Следуя превратностям служебной карьеры своего отца, Леже Жироду, Жан Жироду объехал «маленькие городишки и поселки», совершив, таким образом, то единственное путешествие, которое может дать подлинное знание французской жизни. Вместо почетного паломничества по главным городам департаментов «по маршруту Бордо — Ангулем — Париж, который раньше предпочитали римские легионеры, а ныне — честолюбивые чиновники», ему пришлось держаться захолустных городков и поселков, этих «лимфатических узелков» на карте Франции, а такое путешествие «куда более плодотворно для понимания состояния нации». Поэзия «Интермеццо», немыслимая и непонятная в любой другой стране, рождена воспоминаниями и образами этого провинциального детства.

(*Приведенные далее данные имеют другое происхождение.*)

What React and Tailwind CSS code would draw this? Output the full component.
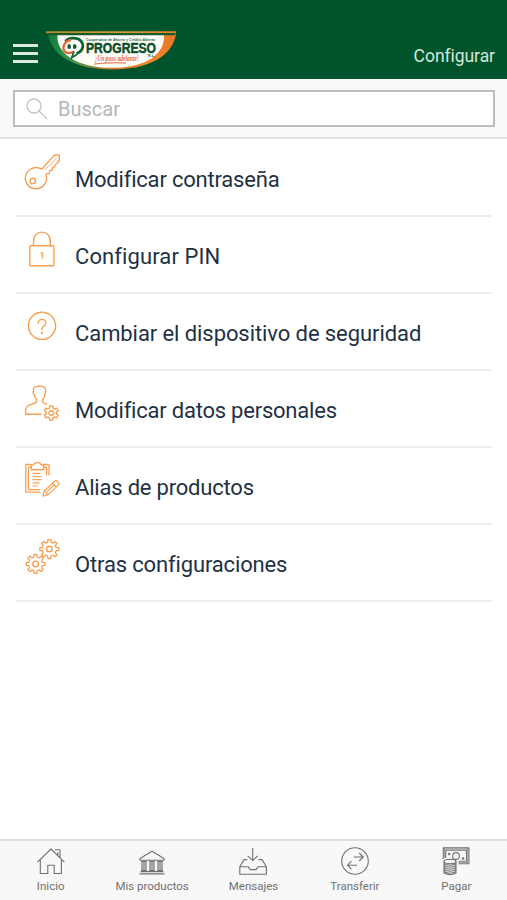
import React from "react";

function gearPath(cx, cy, outer, inner, teeth) {
  const points = [];
  const step = (Math.PI * 2) / teeth;
  for (let i = 0; i < teeth; i++) {
    const a = i * step - Math.PI / 2;
    [
      [-0.29, inner],
      [-0.2, outer],
      [0.2, outer],
      [0.29, inner],
    ].forEach(([t, r]) => {
      points.push(
        `${(cx + Math.cos(a + t * step) * r).toFixed(2)} ${(cy + Math.sin(a + t * step) * r).toFixed(2)}`
      );
    });
  }
  return `M${points.join("L")}Z`;
}

function RowIcon({ children }) {
  return (
    <svg
      className="h-10 w-10 shrink-0 text-[#f7a052]"
      viewBox="0 0 40 40"
      fill="none"
      stroke="currentColor"
      strokeWidth="1.4"
      strokeLinecap="round"
      strokeLinejoin="round"
    >
      {children}
    </svg>
  );
}

const KeyIcon = () => (
  <RowIcon>
    <path d="M19.6 18.2A10.6 10.6 0 1 0 24 23.8L24.4 22.6H27.3L27.6 19.6L30.2 19.2L30.4 16.8L32.4 16.4L33 14L36.2 11.2Q38 9 37.3 4.2Q33.500 3 31 5.6Z" />
    <path d="M23.5 18.4L34.3 7.4" strokeWidth="0.9" />
    <circle cx="10.8" cy="29.9" r="2.7" />
  </RowIcon>
);

const LockIcon = () => (
  <RowIcon>
    <rect x="7.8" y="17.7" width="24.2" height="20" rx="1" />
    <path d="M11.5 17.5V12.5A8.4 8.4 0 0 1 28.3 12.5V17.5" />
    <path d="M19.2 25H20.4V30" />
  </RowIcon>
);

const HelpIcon = () => (
  <RowIcon>
    <circle cx="20" cy="20.8" r="13.6" />
    <path d="M16.2 18.3Q16.3 14.4 20.1 14.4Q23.8 14.6 23.8 17.8Q23.8 19.8 21.8 21.2Q20 22.2 20 24.4" />
    <path d="M20 27.6V28.2" strokeWidth="2" />
  </RowIcon>
);

const PersonIcon = () => (
  <RowIcon>
    <path d="M19 32.2H3.6V28.5Q3.8 24.5 7.5 23.2L13 21Q15 20 14.6 17.3Q12.3 15.3 12.1 12.2Q10.5 11 11.5 9Q10.8 4.5 16.5 4.2Q23.4 3.7 23.7 8.2L23.2 11.8Q22.9 15.6 20.7 17.4Q20.2 20.6 22.5 21.4L24.2 22" />
    <path d={gearPath(29.3, 31, 7.3, 5.3, 6)} />
    <circle cx="29.3" cy="31" r="2.3" />
  </RowIcon>
);

const ClipboardIcon = () => (
  <RowIcon>
    <path d="M9.3 5.5H3.8V33.2H18M9.5 8.2H6.4V30.6H18M21.5 5.5H27V15.7M21.3 8.2H24.6V15.7" strokeWidth="1.3" />
    <path d="M9.3 10.8V6.6L12 5.7Q12.4 3.6 15.5 3.6Q18.4 3.6 19 5.7L21.6 6.6V10.8Z" />
    <path d="M11 14.3H18M11 17.5H19.6M11 20.7H19M11 23.9H16.8M11 27H15" strokeWidth="1.2" />
    <path d="M21 37.2L22.3 31.7L32.8 22.2Q34 21 35.6 22.6L36.7 23.8Q37.6 25 36.4 26.1L26 35.6ZM22.3 31.7L26 35.6M30.7 24.2L34.2 28M25.2 32.4L32.3 26" strokeWidth="1.2" />
  </RowIcon>
);

const GearsIcon = () => (
  <RowIcon>
    <path d={gearPath(27.3, 13.1, 9.5, 7.1, 8)} strokeWidth="1.3" />
    <circle cx="27.3" cy="13.1" r="2.8" />
    <path d={gearPath(13.6, 27.9, 9.5, 7.1, 8)} strokeWidth="1.3" />
    <circle cx="13.6" cy="27.9" r="2.8" />
  </RowIcon>
);

function Logo() {
  return (
    <svg className="h-[42px] w-[132px]" viewBox="0 0 132 42">
      <defs>
        <linearGradient id="bowl" x1="0" x2="1">
          <stop offset="0" stopColor="#0f7a3a" />
          <stop offset="0.18" stopColor="#3f9a4c" />
          <stop offset="0.5" stopColor="#d9732c" />
          <stop offset="0.8" stopColor="#f08a2c" />
          <stop offset="1" stopColor="#e8742a" />
        </linearGradient>
        <linearGradient id="rim" x1="0" x2="1">
          <stop offset="0" stopColor="#b08a2c" />
          <stop offset="0.6" stopColor="#d69a30" />
          <stop offset="1" stopColor="#e0852c" />
        </linearGradient>
      </defs>
      <path d="M2 5H130C127 26 104 40.500 66 40.500C28 40.500 5 26 2 5Z" fill="url(#bowl)" />
      <path d="M11.500 6H118C119 24 102 38.800 66 38.800C30 38.800 10 24 11.500 6Z" fill="#fdfdf8" />
      <path d="M0 2.200H130V4.300H0Z" fill="url(#rim)" />
      <path d="M1 4.300H129V6.200H1Z" fill="#17592b" />
      <path d="M30.500 24.500C37 22.500 38.500 16 35 12C31 7.800 22 8.500 19.500 12.500" fill="none" stroke="#0b6633" strokeWidth="2.700" />
      <path d="M25 11C17.500 12 15.500 20 19.500 23Q23 25.500 28 22.500" fill="none" stroke="#e5683a" strokeWidth="2.400" />
      <path d="M28 22.500L25.500 29L31.500 25" fill="none" stroke="#0b6633" strokeWidth="1.600" />
      <ellipse cx="23.200" cy="17.500" rx="1.800" ry="2.500" fill="#16572f" />
      <ellipse cx="28.700" cy="17.500" rx="1.800" ry="2.500" fill="#16572f" />
      <text x="40" y="12.200" textLength="69" lengthAdjust="spacingAndGlyphs" className="fill-[#2b6a45] font-['Liberation_Sans',sans-serif] text-[4.200px] font-bold">
        Cooperativa de Ahorro y Crédito Abierta
      </text>
      <text x="40" y="24.300" textLength="70" lengthAdjust="spacingAndGlyphs" stroke="#0c4d2a" strokeWidth="0.500" className="fill-[#0c4d2a] font-['Liberation_Sans',sans-serif] text-[14px] font-bold">
        PROGRESO
      </text>
      <text x="102" y="28.400" className="fill-[#2b6a45] font-['Liberation_Sans',sans-serif] text-[3.800px] font-bold">
        R.L.
      </text>
      <text x="49" y="31.800" textLength="44" lengthAdjust="spacingAndGlyphs" className="fill-[#e9683c] font-['Liberation_Serif',serif] text-[7.500px] font-bold italic">
        ¡Un paso adelante!
      </text>
      <path d="M48 35.200Q60 33.300 80 34" fill="none" stroke="#e9683c" strokeWidth="1" />
    </svg>
  );
}

const rows = [
  { label: "Modificar contraseña", Icon: KeyIcon, track: "tracking-[-0.2px]" },
  { label: "Configurar PIN", Icon: LockIcon, track: "tracking-[0.1px]" },
  { label: "Cambiar el dispositivo de seguridad", Icon: HelpIcon, track: "tracking-[-0.08px]" },
  { label: "Modificar datos personales", Icon: PersonIcon, track: "tracking-[-0.22px]" },
  { label: "Alias de productos", Icon: ClipboardIcon, track: "tracking-[-0.2px]" },
  { label: "Otras configuraciones", Icon: GearsIcon, track: "tracking-[-0.15px]" },
];

function TabIcon({ children }) {
  return (
    <svg className="h-8 w-8" viewBox="0 0 32 32" fill="none" stroke="#707070" strokeWidth="1.1" strokeLinejoin="round">
      {children}
    </svg>
  );
}

const HomeIcon = () => (
  <TabIcon>
    <path d="M2.500 17.200L16 4L29.300 17.200M5.300 15V28.500H12.800V20.300H19.200V28.500H26.400V15M20 4.800H25V12.500M22.800 7V10" />
  </TabIcon>
);

const BankIcon = () => (
  <TabIcon>
    <path d="M16 6.300L4 13.500V15.200H28V13.500ZM3.500 28.900H28.500M4.500 26.600H27.500" />
    <path d="M6 16V26M8 16V26M10 16V26M14 16V26M16 16V26M18 16V26M22 16V26M24 16V26M26 16V26" strokeWidth="1.200" />
    <path d="M5.500 16.500H10.500M13.500 16.500H18.500M21.500 16.500H26.500M5.500 25.500H10.500M13.500 25.500H18.500M21.500 25.500H26.500" />
  </TabIcon>
);

const InboxIcon = () => (
  <TabIcon>
    <path d="M15.700 3V15.300M10.700 10.800L15.700 15.600L20.700 10.800M10.300 14.600H7L2.800 21.700V29.300H29.400V21.700L25 14.600H21.500M2.800 21.700H11L13.300 24.600H19L21.300 21.700H29.400" />
  </TabIcon>
);

const TransferIcon = () => (
  <TabIcon>
    <circle cx="16" cy="16" r="13.300" />
    <path d="M14.700 12H24M20.200 8L24.200 12L20.200 16M18 20.200H8.700M12.500 16.200L8.500 20.200L12.500 24.200" />
  </TabIcon>
);

const PayIcon = () => (
  <TabIcon>
    <path d="M3.300 14V2.900H28.900V18.700H18.500M5.700 12.700V5.300H26.600V16.300H18.500" />
    <path d="M3.300 4.100H28.900M27.700 3V18.500M4.500 3V13M18.500 17.500H28" strokeWidth="0.600" />
    <circle cx="16" cy="11" r="3.400" />
    <path d="M8 9H10.500M9.250 7.800V10.200M21.800 13.500H24.300M23 12.300V14.700" strokeWidth="1.400" />
    <ellipse cx="10" cy="16.500" rx="6" ry="2.200" fill="#f8f8f8" />
    <path d="M4 16.500V28Q10 31.500 16 28V16.500M4 18.500Q10 22 16 18.500M4 20.500Q10 24 16 20.500M4 22.500Q10 26 16 22.500M4 24.500Q10 28 16 24.500M4 26.500Q10 30 16 26.500" />
  </TabIcon>
);

const tabs = [
  { label: "Inicio", Icon: HomeIcon },
  { label: "Mis productos", Icon: BankIcon },
  { label: "Mensajes", Icon: InboxIcon },
  { label: "Transferir", Icon: TransferIcon },
  { label: "Pagar", Icon: PayIcon },
];

export default function App() {
  return (
    <div className="flex h-[900px] w-[507px] flex-col overflow-hidden bg-white font-[Roboto,sans-serif] text-[#1f3144]">
      <header className="flex h-[79px] shrink-0 items-end bg-[#00542b] pl-[13px] pr-3">
        <button aria-label="Menú" className="mb-[16px] flex w-[25px] flex-col gap-[5px]">
          <span className="h-[3px] bg-[#dcebe2]" />
          <span className="h-[3px] bg-[#dcebe2]" />
          <span className="h-[3px] bg-[#dcebe2]" />
        </button>
        <div className="mb-2 ml-2">
          <Logo />
        </div>
        <span className="mb-[12px] ml-auto text-[17.5px] leading-[22px] tracking-[-0.05px] text-[#d5e6dc]">Configurar</span>
      </header>

      <div className="h-[60px] shrink-0 border-b-2 border-[#e3e3e3] bg-[#f9f9f9] px-[13px] pt-[11px]">
        <div className="flex h-[37px] w-[482px] items-center border-2 border-[#bcbebe] bg-white pl-[11px]">
          <svg className="h-[22px] w-[22px]" viewBox="0 0 22 22" fill="none" stroke="#c3c3c3" strokeWidth="1.3">
            <circle cx="8" cy="8" r="7" />
            <path d="M13 13L21 21" />
          </svg>
          <span className="ml-[10px] pt-px text-[20px] leading-none text-[#b3b6b8]">Buscar</span>
        </div>
      </div>

      <main className="flex-1 px-4 pt-[1px]">
        {rows.map(({ label, Icon, track }) => (
          <div key={label} className="flex h-[77px] w-[476px] items-start border-b-2 border-[#ededed] pl-[6px] pt-[11px]">
            <Icon />
            <span className={`ml-[13px] mt-4 whitespace-nowrap text-[22px] leading-[26px] ${track}`}>{label}</span>
          </div>
        ))}
      </main>

      <nav className="grid h-[61px] shrink-0 grid-cols-5 border-t-2 border-[#dedede] bg-[#f8f8f8]">
        {tabs.map(({ label, Icon }) => (
          <div key={label} className="flex flex-col items-center pt-1">
            <Icon />
            <span className="mt-[2px] whitespace-nowrap text-[11.5px] leading-[14px] text-[#707070]">{label}</span>
          </div>
        ))}
      </nav>
    </div>
  );
}
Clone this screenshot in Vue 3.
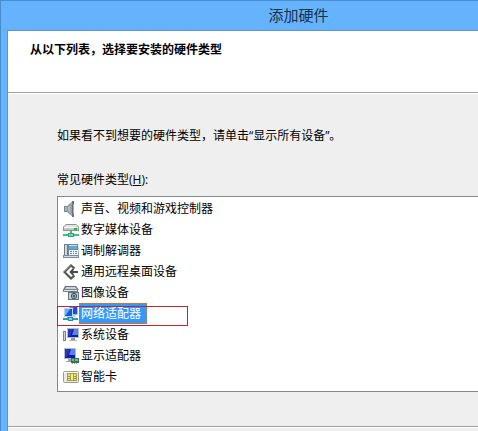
<template>
  <div class="window">
    <header class="title-bar">添加硬件</header>

    <main class="client">
      <div class="banner">
        <h1>从以下列表，选择要安装的硬件类型</h1>
      </div>

      <section class="page">
        <p>如果看不到想要的硬件类型，请单击“显示所有设备”。</p>
        <p id="types-label" class="list-label">常见硬件类型(<u>H</u>):</p>

        <div class="list" role="listbox" aria-labelledby="types-label">
          <button
            v-for="item in hardware"
            :key="item.id"
            type="button"
            role="option"
            class="row"
            :class="{ selected: item.id === selected }"
            :aria-selected="item.id === selected"
            @click="selected = item.id"
          >
            <svg class="icon" viewBox="0 0 16 16" aria-hidden="true">
              <g v-if="item.id === 'sound'">
                <path d="M1 5h4v6H1z" fill="#7b878e" />
                <path d="M2 6h2v4H2z" fill="#aab5bb" />
                <path d="M4 5l6-5v16l-6-5z" fill="#8b969c" />
                <path d="M5 6l4-4v12l-4-4z" fill="#b4bfc5" />
                <path d="M7 4l2-2v12l-2-2z" fill="#97a4ab" />
                <path d="M9 0h2v16H9z" fill="#66727a" />
                <path d="M10 3h1v10h-1z" fill="#a5b0b6" />
              </g>
              <g v-else-if="item.id === 'media'">
                <path d="M3 2h10l3 3v4H0V5z" fill="#8c9396" />
                <path d="M3 3h10l2 2H1z" fill="#e2e5e6" />
                <path d="M1 5h14v3H1z" fill="#c3c8ca" />
                <path d="M1 5h14v1H1z" fill="#f5f7f7" />
                <path d="M11 6h3v2h-3z" fill="#28b838" />
                <path d="M7 9h2v3H7z" fill="#5fae90" />
                <path d="M0 12h16v2H0z" fill="#3fb88a" />
                <path d="M5 11h6v4H5z" fill="#2fa377" />
                <path d="M6 12h4v2H6z" fill="#6fdcae" />
              </g>
              <g v-else-if="item.id === 'modem'">
                <path d="M1 1h4v13H1z" fill="#6e7f8c" />
                <path d="M2 2h2v11H2z" fill="#cad8e2" />
                <path d="M5 1h10l1 13H5z" fill="#718797" />
                <path d="M6 2h8v4H6z" fill="#5baada" />
                <path d="M6 2h8v1H6z" fill="#c0e6f7" />
                <path d="M6 7h9v6H6z" fill="#eef3f6" />
                <path d="M7 8h2v1H7zM10 8h1v1h-1zM12 8h2v1h-2zM7 10h2v1H7zM10 10h1v1h-1zM12 10h2v1h-2z" fill="#6f8694" />
                <path d="M0 12h16v3H0z" fill="#7d8c96" />
                <path d="M1 13h14v1H1z" fill="#d4dce1" />
              </g>
              <g v-else-if="item.id === 'remote'" fill="none">
                <path d="M11.500 4.500L8 1.500L1.500 8L8 14.500L11.500 11.500" stroke="#555" stroke-width="2.200" />
                <path d="M8 1.500L1.500 7.500" stroke="#8e8e8e" />
                <path d="M10.500 5L7.500 8l3 3" stroke="#4b4b4b" stroke-width="1.800" />
                <path d="M8 8h7" stroke="#4b4b4b" stroke-width="2" />
              </g>
              <g v-else-if="item.id === 'image'">
                <path d="M2 1h11l3 4H0z" fill="#687276" />
                <path d="M3 2h9l2 2H2z" fill="#cbd2d5" />
                <path d="M0 4h15v3H0z" fill="#77848a" />
                <path d="M1 5h13v1H1z" fill="#dfe5e8" />
                <path d="M7 6h5v2H7z" fill="#5f6e77" />
                <path d="M5 7h11v8H5z" fill="#65747d" />
                <path d="M6 8h9v6H6z" fill="#c5d0d6" />
                <circle cx="11" cy="11" r="3" fill="#3d4e59" />
                <circle cx="11" cy="11" r="2" fill="#9ec5d9" />
                <circle cx="11" cy="11" r="1" fill="#263c4c" />
              </g>
              <g v-else-if="item.id === 'network'">
                <path d="M6 0h9v9H6z" fill="#a2c3e0" />
                <path d="M7 1h7v7H7z" fill="#1c50cf" />
                <path d="M7 1h4L8 7H7z" fill="#4b92ed" />
                <path d="M10 9h3v2h-3z" fill="#bcd3e5" />
                <path d="M1 2h9v9H1z" fill="#b9d3e8" />
                <path d="M2 3h7v7H2z" fill="#1b55d8" />
                <path d="M2 3h5L3 9H2z" fill="#63b3fa" />
                <path d="M4 11h4v1H4z" fill="#8ba9c1" />
                <path d="M0 12h15v2H0z" fill="#319ca9" />
                <path d="M5 11h5v4H5z" fill="#2787a0" />
                <path d="M6 12h3v2H6z" fill="#80d5df" />
              </g>
              <g v-else-if="item.id === 'system'">
                <path d="M0 4h3v10H0z" fill="#78838b" />
                <path d="M1 5h1v8H1z" fill="#cbd4d9" />
                <path d="M0 7h1v3H0z" fill="#27b72c" />
                <path d="M4 1h12v10H4z" fill="#b3bdc6" />
                <path d="M5 2h10v8H5z" fill="#151ca4" />
                <path d="M5 2h5L7 9H5z" fill="#2438bd" />
                <path d="M11 2h4v6h-6z" fill="#5c82ea" />
                <path d="M8 11h4v2H8z" fill="#8b959c" />
                <path d="M6 13h8v1H6z" fill="#b0b9be" />
              </g>
              <g v-else-if="item.id === 'display'">
                <path d="M1 0h12v11H1z" fill="#b3bdc6" />
                <path d="M2 1h10v9H2z" fill="#151ca4" />
                <path d="M2 1h5L4 9H2z" fill="#2438bd" />
                <path d="M8 1h4v6H6z" fill="#5c82ea" />
                <path d="M5 11h3v2H5zM3 13h5v1H3z" fill="#9aa4aa" />
                <path d="M8 10h8v5H8z" fill="#2c7860" />
                <path d="M9 11h2v2H9zM12 11h3v2h-3z" fill="#7bb39c" />
                <path d="M9 15h1v1H9zM11 15h1v1h-1zM13 15h1v1h-1z" fill="#a9a768" />
              </g>
              <g v-else>
                <rect x="0.500" y="2.500" width="15" height="11" rx="1" fill="#e9e9e4" stroke="#999996" />
                <path d="M1 3h14v1H1z" fill="#fafaf7" />
                <path d="M4 4h10v8H4z" fill="#a5a23c" />
                <path d="M5 5h2v2H5zM5 8h2v1H5zM5 10h2v1H5zM11 5h2v2h-2zM11 8h2v1h-2zM11 10h2v1h-2z" fill="#e8df75" />
                <path d="M8 5h2v6H8z" fill="#f2ed9b" />
              </g>
            </svg>
            <span class="name">{{ item.name }}</span>
          </button>

          <div class="marker"></div>
        </div>
      </section>

      <footer class="actions"></footer>
    </main>
  </div>
</template>

<script setup>
import { ref } from 'vue'

const selected = ref('network')

const hardware = [
  { id: 'sound', name: '声音、视频和游戏控制器' },
  { id: 'media', name: '数字媒体设备' },
  { id: 'modem', name: '调制解调器' },
  { id: 'remote', name: '通用远程桌面设备' },
  { id: 'image', name: '图像设备' },
  { id: 'network', name: '网络适配器' },
  { id: 'system', name: '系统设备' },
  { id: 'display', name: '显示适配器' },
  { id: 'card', name: '智能卡' }
]
</script>

<style>
body {
  margin: 0;
}
</style>

<style scoped>
.window {
  box-sizing: border-box;
  min-height: 100vh;
  display: flex;
  flex-direction: column;
  padding-left: 6px;
  border-top: 1px solid #4a8dce;
  border-left: 1px solid #4a8dce;
  background: #66b3fd;
  color: #000;
  font-family: "Open Sans", "Noto Sans CJK SC", sans-serif;
  font-size: 12px;
  line-height: 20px;
  overflow: hidden;
}

.title-bar {
  padding-left: 112px;
  line-height: 29px;
  font-size: 15px;
  text-align: center;
  color: #17304a;
}

.client {
  flex: 1;
  display: flex;
  flex-direction: column;
  border-top: 1px solid #5a94cb;
  border-left: 1px solid #5a94cb;
  background: #efefef;
}

.banner {
  height: 61px;
  padding: 0 22px;
  background: #fff;
  border-bottom: 1px solid #a0a0a0;
}

h1 {
  margin: 0;
  padding-top: 9px;
  font-size: 12px;
  font-weight: bold;
}

.page {
  padding: 32px 0 34px 49px;
  border-top: 1px solid #fff;
}

p {
  margin: 0;
}

.list-label {
  margin: 24px 0 6px;
}

/* the right edge of the list runs past the window */
.list {
  position: relative;
  padding: 1px 0 4px;
  border: 1px solid #828790;
  border-right: none;
  background: #fff;
}

.row {
  display: flex;
  align-items: center;
  width: 100%;
  height: 21px;
  padding: 0 0 0 5px;
  border: none;
  background: none;
  color: inherit;
  font: inherit;
  line-height: 21px;
  text-align: left;
}

.icon {
  width: 16px;
  height: 16px;
}

.name {
  padding: 0 6px 0 2px;
}

.selected .name {
  background: #3399ff;
  color: #fff;
  outline: 1px dotted #c87832;
  outline-offset: -1px;
}

.marker {
  position: absolute;
  top: 109px;
  left: -1px;
  width: 129px;
  height: 18px;
  border: 1px solid #b8282e;
  pointer-events: none;
}

.actions {
  flex: 1;
  border-top: 1px solid #a0a0a0;
  box-shadow: inset 0 1px #fff;
}
</style>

Всю свою жизнь Жироду защищал супрефектуры и окружные суды [722]. Ему нравились эти здания с пышным садом в самом центре города и с неизменным величавым кедром у входа, ибо супрефектуры и окружные суды были учреждены в эпоху, когда Жюссье вывез из Англии кедр [723]. Если супрефектуры будут упразднены (о чем все время поговаривают, но исполнение этой угрозы каждый раз откладывается), исчезнет традиционный «облик ночного городка с непременными зданиями суда, церкви и тюрьмы, где спит единственный заключенный, без которого не может обойтись маленький городок, как человек не может обойтись без греха. Исчезнет сословие прокуроров, судебных исполнителей и генеральных секретарей, которые еще как-то поддерживают своими заказами благородный стиль портновских и шляпных мастерских. Отныне во всех маленьких городках Франции богатые бакалейщицы будут выходить замуж лишь за богатых сапожников…». Тон полон мягкой иронии, тем не менее следует принять всерьез любовь Жироду к этому гармоническому контрапункту нашей цивилизации, которая посылает корсиканских судей в Лилль, а пикардийских — в Марсель.